Life Lessons of Open Source

As I was reading this article about open source companies slashing prices to compete with each other, I made a quick note.

Product = Free, Support = $$$

While I've certainly thought about open source before, for some reason this simple equation popped into my head as revolutionary. This is a huge shift in the way we understand business, specifically in the software industry. It's basically the opposite of what we're used to. However, I really wrote it back because I wondered what could this mean outside just software? What lessons do we learn from open source? What products might we see free in the near future as a result of those lessons?

First off, it's important to note that this is a kind of subscription model (to put it in terms we already understand). You are paying for an ongoing service, just in the same way you would pay for your phone service, cable, etc. Only difference is, that in those examples, and most subscription examples, the product is what you're paying for, not the support. A notable exception to this is extended support plans. Like when you buy a new computer and you decide to pay an extra few hundred dollars for it to be under warranty for three years instead of one. In that case, we are paying for support, however, that support is going along with a product we paid for, and has a concrete cost, so the purchase is easier to justify.

Open source support on the other hand, is paying to keep something running that costs nothing. Using our current understanding as a consumer, it's hard to justify. Why pay for support on something that's free to begin with? How is it worth it?

What's interesting here, is that if there were some cost attached to the software, it would probably be easier to justify the support expense. In other words, the reason open source companies who exist on paid support will struggle is exactly the same reason they will succeed. We have trouble seeing value in something that costs nothing, despite the fact that it's obviously worth more than that. We as humans are not very good at separating cost and worth, at least not at the moment.

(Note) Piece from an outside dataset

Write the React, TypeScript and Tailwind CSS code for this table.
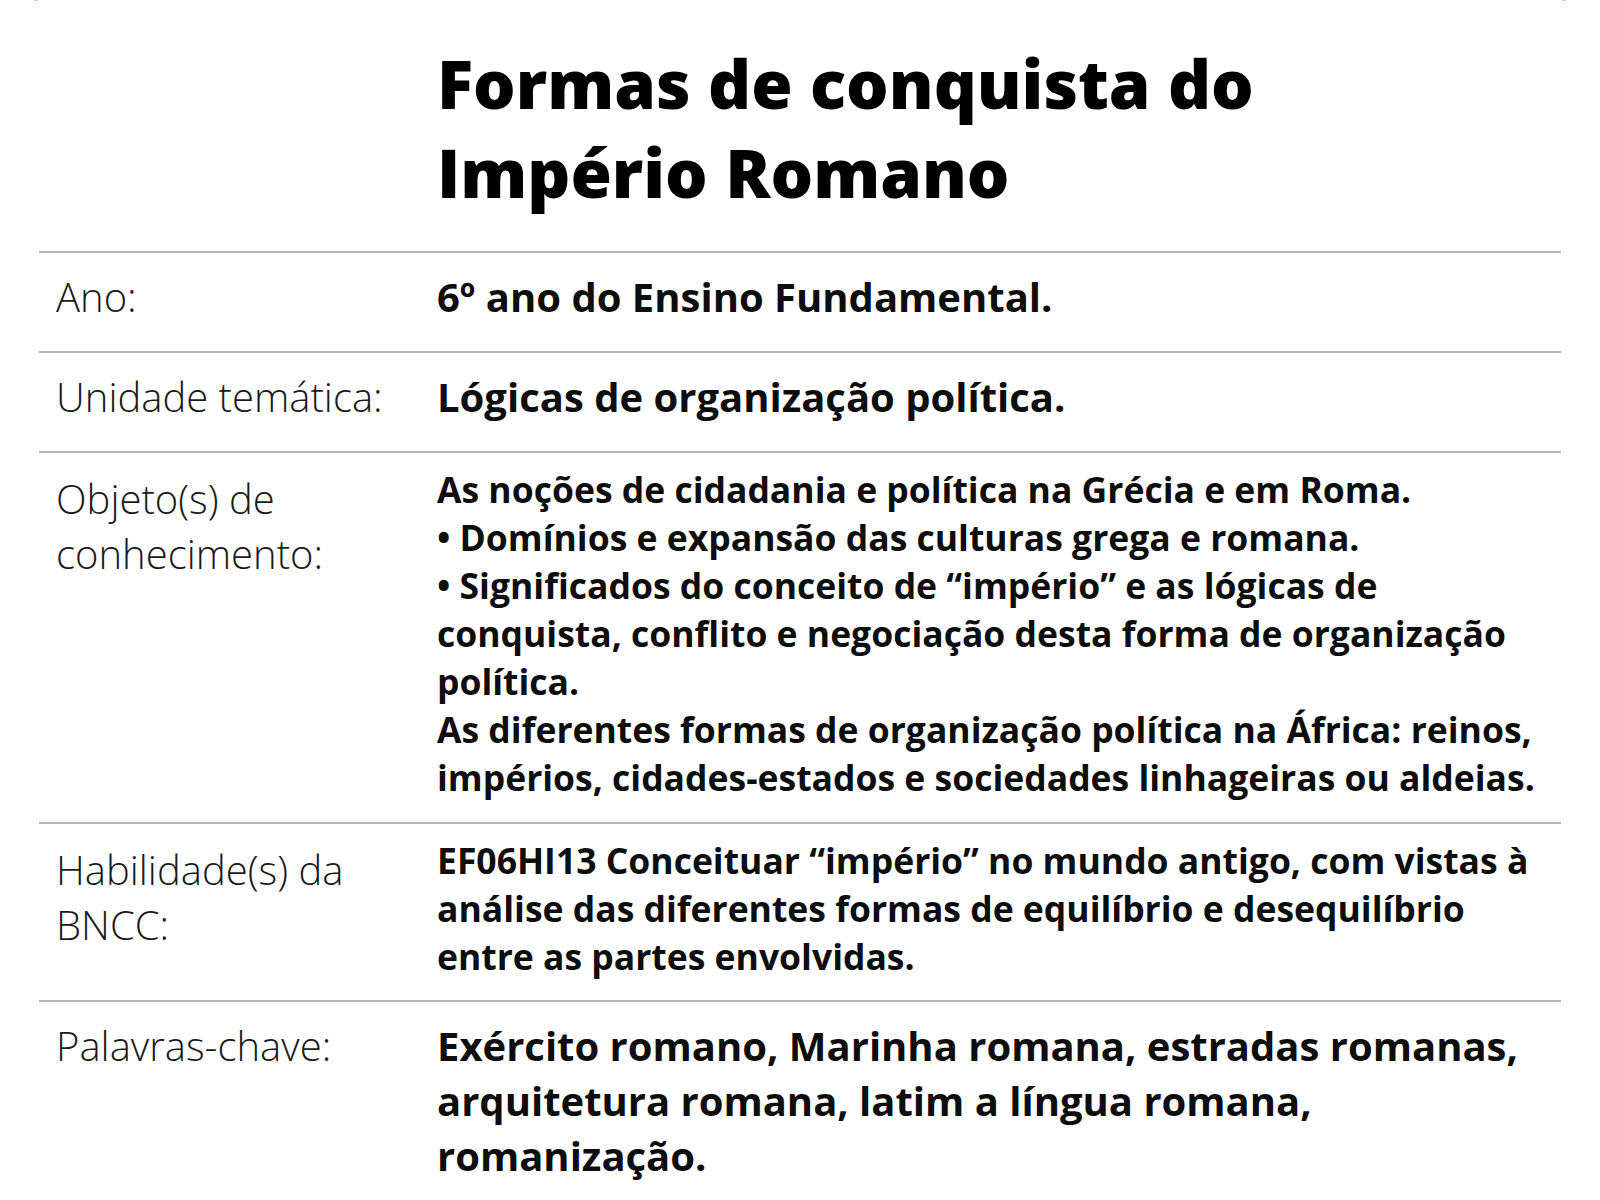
const labelCls = "w-[398px] shrink-0 pl-[17px] text-[40px] font-light leading-[55px] text-[#1a1a1a]";

function Row({
  label,
  children,
  className,
  labelClass,
}: {
  label: React.ReactNode;
  children: React.ReactNode;
  className?: string;
  labelClass?: string;
}) {
  return (
    <div className={"flex border-t-2 border-[#b5b5b5] " + (className ?? "")}>
      <div className={labelCls + " " + (labelClass ?? "")}>{label}</div>
      <div className="min-w-0 flex-1 whitespace-nowrap font-bold text-[#0d0d0d]">{children}</div>
    </div>
  );
}

export default function App() {
  return (
    <div className="min-h-[1200px] w-[1600px] overflow-hidden bg-white font-['Open_Sans',sans-serif]">
      <div className="flex h-px justify-between px-[34px]">
        <span className="h-px w-[4px] bg-[#a6e39a]" />
        <span className="h-px w-[4px] bg-[#a6e39a]" />
      </div>
      <div className="mx-[39px]">
        <h1 className="pb-[34px] pl-[398px] pt-[38px] text-[67px] font-extrabold leading-[89px] text-black">
          Formas de conquista do
          <br />
          Império Romano
        </h1>

        <Row label="Ano:" className="pb-[27px] pt-[16px]">
          <p className="text-[40px] leading-[55px]">6º ano do Ensino Fundamental.</p>
        </Row>

        <Row label="Unidade temática:" className="pb-[27px] pt-[16px]">
          <p className="text-[40px] leading-[55px]">Lógicas de organização política.</p>
        </Row>

        <Row
          label={
            <>
              Objeto(s) de
              <br />
              conhecimento:
            </>
          }
          className="pb-[21px] pt-[12px]"
          labelClass="mt-[6px]"
        >
          <div className="text-[35.5px] leading-[48px]">
            <p>As noções de cidadania e política na Grécia e em Roma.</p>
            <p>• Domínios e expansão das culturas grega e romana.</p>
            <p>
              • Significados do conceito de “império” e as lógicas de
              <br />
              conquista, conflito e negociação desta forma de organização
              <br />
              política.
            </p>
            <p>
              As diferentes formas de organização política na África: reinos,
              <br />
              impérios, cidades-estados e sociedades linhageiras ou aldeias.
            </p>
          </div>
        </Row>

        <Row
          label={
            <>
              Habilidade(s) da
              <br />
              BNCC:
            </>
          }
          className="pb-[20px] pt-[12px]"
          labelClass="mt-[6px]"
        >
          <p className="text-[35.5px] leading-[48px]">
            EF06HI13 Conceituar “império” no mundo antigo, com vistas à
            <br />
            análise das diferentes formas de equilíbrio e desequilíbrio
            <br />
            entre as partes envolvidas.
          </p>
        </Row>

        <Row label="Palavras-chave:" className="pt-[16px]">
          <p className="text-[40px] leading-[55px]">
            Exército romano, Marinha romana, estradas romanas,
            <br />
            arquitetura romana, latim a língua romana,
            <br />
            romanização.
          </p>
        </Row>
      </div>
    </div>
  );
}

That's where things get exciting. Imagine if open source really takes off and people start to take the lessons they're learning offline. All of a sudden we have a real understanding of value regardless of cost. This makes us much more powerful consumers because we will be better at seeing the real value in products despite what price points companies have set for them. It's no secret that companies price certain products at premium levels just to make them seem more valuable than competitors, despite little to no difference in the products themselves.

For the first time, consumers will have a real opportunity to fight back. To understand the real value of things.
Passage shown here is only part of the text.